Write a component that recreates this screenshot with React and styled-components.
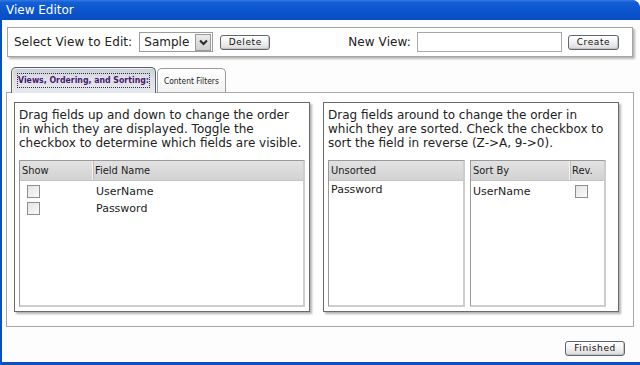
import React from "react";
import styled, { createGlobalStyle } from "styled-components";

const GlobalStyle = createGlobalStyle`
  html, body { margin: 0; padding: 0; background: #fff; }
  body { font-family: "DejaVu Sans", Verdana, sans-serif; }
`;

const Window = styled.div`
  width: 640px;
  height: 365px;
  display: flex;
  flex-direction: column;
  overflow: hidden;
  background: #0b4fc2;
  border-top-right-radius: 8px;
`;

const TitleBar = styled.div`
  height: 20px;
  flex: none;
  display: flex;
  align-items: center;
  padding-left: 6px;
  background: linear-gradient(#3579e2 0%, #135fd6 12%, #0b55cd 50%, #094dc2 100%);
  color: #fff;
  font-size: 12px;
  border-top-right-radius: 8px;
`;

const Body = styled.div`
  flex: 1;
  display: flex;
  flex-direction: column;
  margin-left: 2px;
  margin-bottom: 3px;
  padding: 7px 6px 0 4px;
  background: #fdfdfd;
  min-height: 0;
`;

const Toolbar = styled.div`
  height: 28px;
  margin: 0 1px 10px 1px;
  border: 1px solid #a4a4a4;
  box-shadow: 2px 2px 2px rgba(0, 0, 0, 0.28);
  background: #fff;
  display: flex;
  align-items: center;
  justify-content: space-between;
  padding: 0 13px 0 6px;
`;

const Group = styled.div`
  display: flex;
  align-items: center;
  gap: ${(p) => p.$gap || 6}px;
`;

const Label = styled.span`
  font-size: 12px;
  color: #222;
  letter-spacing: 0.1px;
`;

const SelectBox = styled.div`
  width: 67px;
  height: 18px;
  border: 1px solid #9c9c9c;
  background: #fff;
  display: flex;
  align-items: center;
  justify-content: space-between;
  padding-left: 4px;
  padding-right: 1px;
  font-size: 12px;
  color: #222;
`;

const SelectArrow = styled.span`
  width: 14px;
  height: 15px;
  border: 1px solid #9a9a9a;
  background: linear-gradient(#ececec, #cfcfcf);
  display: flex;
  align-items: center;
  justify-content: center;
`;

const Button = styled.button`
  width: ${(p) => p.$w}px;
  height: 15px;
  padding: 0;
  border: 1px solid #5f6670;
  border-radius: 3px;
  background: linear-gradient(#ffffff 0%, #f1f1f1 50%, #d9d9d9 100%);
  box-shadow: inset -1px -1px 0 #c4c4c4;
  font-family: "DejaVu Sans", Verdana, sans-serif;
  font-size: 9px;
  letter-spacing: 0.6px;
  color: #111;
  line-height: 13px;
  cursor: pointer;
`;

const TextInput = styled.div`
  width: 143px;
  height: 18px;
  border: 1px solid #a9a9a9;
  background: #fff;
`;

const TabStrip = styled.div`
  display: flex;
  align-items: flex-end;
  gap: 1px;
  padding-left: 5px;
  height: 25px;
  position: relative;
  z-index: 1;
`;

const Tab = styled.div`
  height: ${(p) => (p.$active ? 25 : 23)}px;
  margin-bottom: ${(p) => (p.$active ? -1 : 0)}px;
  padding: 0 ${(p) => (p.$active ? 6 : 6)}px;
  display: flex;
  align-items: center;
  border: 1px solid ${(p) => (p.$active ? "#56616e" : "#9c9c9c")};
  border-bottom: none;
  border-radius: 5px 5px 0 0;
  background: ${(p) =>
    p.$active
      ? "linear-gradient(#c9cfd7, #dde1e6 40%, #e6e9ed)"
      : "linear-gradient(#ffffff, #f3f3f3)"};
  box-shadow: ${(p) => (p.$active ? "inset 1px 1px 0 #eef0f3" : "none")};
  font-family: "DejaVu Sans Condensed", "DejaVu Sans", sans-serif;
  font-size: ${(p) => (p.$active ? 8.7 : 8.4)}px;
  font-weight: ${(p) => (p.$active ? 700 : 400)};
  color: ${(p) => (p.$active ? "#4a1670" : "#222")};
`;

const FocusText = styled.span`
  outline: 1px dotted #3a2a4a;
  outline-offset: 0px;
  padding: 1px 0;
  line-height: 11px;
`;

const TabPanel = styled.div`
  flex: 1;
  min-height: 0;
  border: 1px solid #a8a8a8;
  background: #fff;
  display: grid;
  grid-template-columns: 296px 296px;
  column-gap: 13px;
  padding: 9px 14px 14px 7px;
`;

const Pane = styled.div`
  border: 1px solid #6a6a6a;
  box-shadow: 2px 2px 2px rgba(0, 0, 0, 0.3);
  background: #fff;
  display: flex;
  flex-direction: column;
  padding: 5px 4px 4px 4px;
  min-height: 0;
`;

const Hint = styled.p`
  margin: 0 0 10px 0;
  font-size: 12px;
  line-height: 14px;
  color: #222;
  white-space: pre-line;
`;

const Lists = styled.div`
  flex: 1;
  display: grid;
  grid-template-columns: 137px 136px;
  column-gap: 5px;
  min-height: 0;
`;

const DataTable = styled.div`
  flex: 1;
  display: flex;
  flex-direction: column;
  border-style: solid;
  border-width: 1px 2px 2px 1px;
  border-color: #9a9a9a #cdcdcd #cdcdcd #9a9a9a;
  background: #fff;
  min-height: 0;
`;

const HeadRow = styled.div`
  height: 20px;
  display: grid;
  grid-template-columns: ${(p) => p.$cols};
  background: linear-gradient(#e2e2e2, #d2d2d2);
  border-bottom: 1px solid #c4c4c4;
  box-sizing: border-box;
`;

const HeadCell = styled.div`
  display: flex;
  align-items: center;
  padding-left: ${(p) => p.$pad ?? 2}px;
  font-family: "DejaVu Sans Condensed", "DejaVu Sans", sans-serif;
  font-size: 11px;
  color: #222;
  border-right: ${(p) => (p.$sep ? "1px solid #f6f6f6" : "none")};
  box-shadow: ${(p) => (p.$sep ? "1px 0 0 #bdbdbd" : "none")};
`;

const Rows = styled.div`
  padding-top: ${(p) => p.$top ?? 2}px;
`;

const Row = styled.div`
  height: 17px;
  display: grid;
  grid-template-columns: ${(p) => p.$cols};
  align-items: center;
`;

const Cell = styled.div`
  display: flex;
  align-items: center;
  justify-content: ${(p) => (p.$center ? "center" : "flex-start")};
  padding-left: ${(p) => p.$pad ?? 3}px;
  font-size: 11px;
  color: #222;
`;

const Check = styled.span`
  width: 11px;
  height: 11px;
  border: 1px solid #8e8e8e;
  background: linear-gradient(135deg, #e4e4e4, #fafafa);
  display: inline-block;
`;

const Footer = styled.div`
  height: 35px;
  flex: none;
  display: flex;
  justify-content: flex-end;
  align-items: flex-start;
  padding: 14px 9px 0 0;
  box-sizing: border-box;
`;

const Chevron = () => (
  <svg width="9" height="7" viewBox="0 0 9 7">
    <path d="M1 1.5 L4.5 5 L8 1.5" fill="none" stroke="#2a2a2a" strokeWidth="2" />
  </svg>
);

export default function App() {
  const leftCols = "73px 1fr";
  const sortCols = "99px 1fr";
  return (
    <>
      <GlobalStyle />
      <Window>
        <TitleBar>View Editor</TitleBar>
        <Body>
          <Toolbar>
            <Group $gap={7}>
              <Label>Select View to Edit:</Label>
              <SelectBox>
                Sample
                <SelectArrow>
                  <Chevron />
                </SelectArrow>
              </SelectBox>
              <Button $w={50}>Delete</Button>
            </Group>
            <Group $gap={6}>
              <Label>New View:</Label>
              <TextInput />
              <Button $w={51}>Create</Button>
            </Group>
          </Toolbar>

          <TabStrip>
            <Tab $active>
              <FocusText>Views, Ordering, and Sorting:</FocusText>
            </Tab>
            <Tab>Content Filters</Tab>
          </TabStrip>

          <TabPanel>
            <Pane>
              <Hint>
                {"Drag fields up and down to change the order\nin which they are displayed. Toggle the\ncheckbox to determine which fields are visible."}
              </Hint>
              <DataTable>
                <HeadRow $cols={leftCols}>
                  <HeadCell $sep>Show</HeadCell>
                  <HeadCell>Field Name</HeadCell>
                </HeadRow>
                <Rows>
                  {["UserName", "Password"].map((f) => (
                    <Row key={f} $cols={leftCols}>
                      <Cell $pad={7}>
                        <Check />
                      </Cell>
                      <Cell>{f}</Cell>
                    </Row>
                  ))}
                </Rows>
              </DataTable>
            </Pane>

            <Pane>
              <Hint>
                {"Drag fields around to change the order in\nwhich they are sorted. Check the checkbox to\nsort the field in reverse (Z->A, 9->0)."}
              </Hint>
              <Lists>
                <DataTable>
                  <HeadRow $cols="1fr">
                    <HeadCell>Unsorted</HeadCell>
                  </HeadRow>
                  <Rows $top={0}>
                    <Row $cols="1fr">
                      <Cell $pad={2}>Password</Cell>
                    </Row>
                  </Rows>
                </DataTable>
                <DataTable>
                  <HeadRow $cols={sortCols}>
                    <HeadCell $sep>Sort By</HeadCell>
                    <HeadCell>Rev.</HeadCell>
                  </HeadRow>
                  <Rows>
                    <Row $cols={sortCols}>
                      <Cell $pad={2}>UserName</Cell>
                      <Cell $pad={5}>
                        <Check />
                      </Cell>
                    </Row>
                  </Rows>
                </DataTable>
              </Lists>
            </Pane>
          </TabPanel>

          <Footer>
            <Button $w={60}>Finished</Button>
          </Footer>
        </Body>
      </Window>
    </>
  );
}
•••
▶ **PROBLEM REQUIREMENTS**: Go through the material and select each line with the string "components" in it.

▶ **TASK RESULT**:
Write a component that recreates this screenshot with React and styled-components.
import styled, { createGlobalStyle } from "styled-components";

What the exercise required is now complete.